Types and Uses of Basket Caps
Working caps are rounder than ceremonial caps and made to fit the head tighter. Working caps are worn to help with the pressure of the tumpline from a burden basket (O’Neale 192) or a baby basket, according to Wallace (2010). Wallace also talked about working caps having fewer colors and designs, but still having the three zones described previously. Wallace noted that another use for a non-ceremonial basket cap would be to keep long hair back from one’s face (2010).
Ceremonial caps have a different shape and were made from different materials than working caps. Ceremonial caps tended to be flatter on top (O’Neale 192). Men wore work caps made of roots with plain or no designs (O’Neale 192, 42). Wallace noted that all caps had multiple functions; men’s caps would be used to measure tobacco and to drink water (2010).

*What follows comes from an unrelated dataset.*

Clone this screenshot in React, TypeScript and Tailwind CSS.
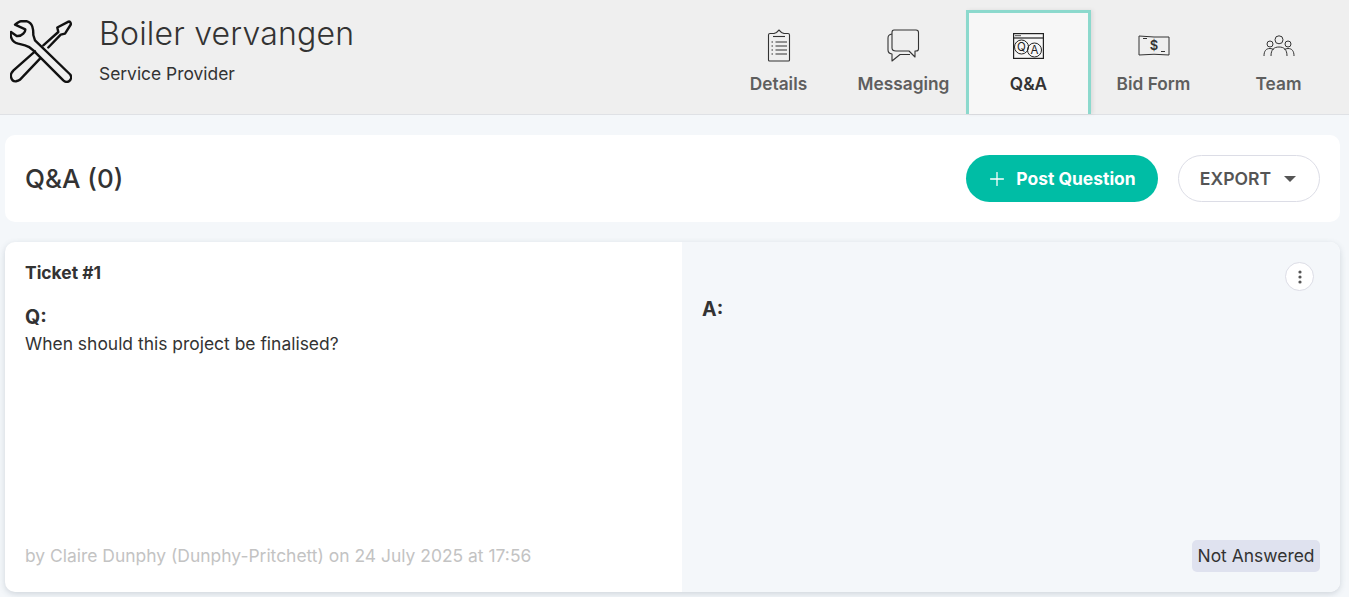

There are also caps that represent the individual’s place in their community, such as a widow’s cap. The widow’s cap is plain, made of roots, and is usually an older basket (O’Neale 192). Wallace says:
“So when you were mourning you usually cut your hair and would wear a real plain cap to show that you were in mourning and you wore it until you were out of mourning...but it let everybody know...and some widows wore it for the rest of their lives” (interview by author)
Wallace discussed how the production and sale of basket caps kept families alive. Basket weavers would produce caps for the tourist and collector market. Basket caps would generate more money than other baskets because of the workmanship, designs, and colors, which is why collections have small caps
that would not fit anyone today; weaving such a cap would take less time and use fewer materials. The basket weaver knew the cap would end up sitting on a mantle or hooked on a wall, never being worn, which is why so many made-for-market caps remained in such good condition.
Looking at the social life of a basket cap is fascinating, from identifying plant materials and learning about the cultural knowledge needed to know when and where a person can gather, to understanding the guidelines of weaving. Basketry is an integral part of life for Northern California Indians.
Read the full text of: The Social Life of Basket Caps Repatriation Under the Native American Graves Protection and Repatriation Act, in Hopes of Cultural Revitalization by Vanessa Esquivido (click here)
Every cap has a story... click a pic to read more!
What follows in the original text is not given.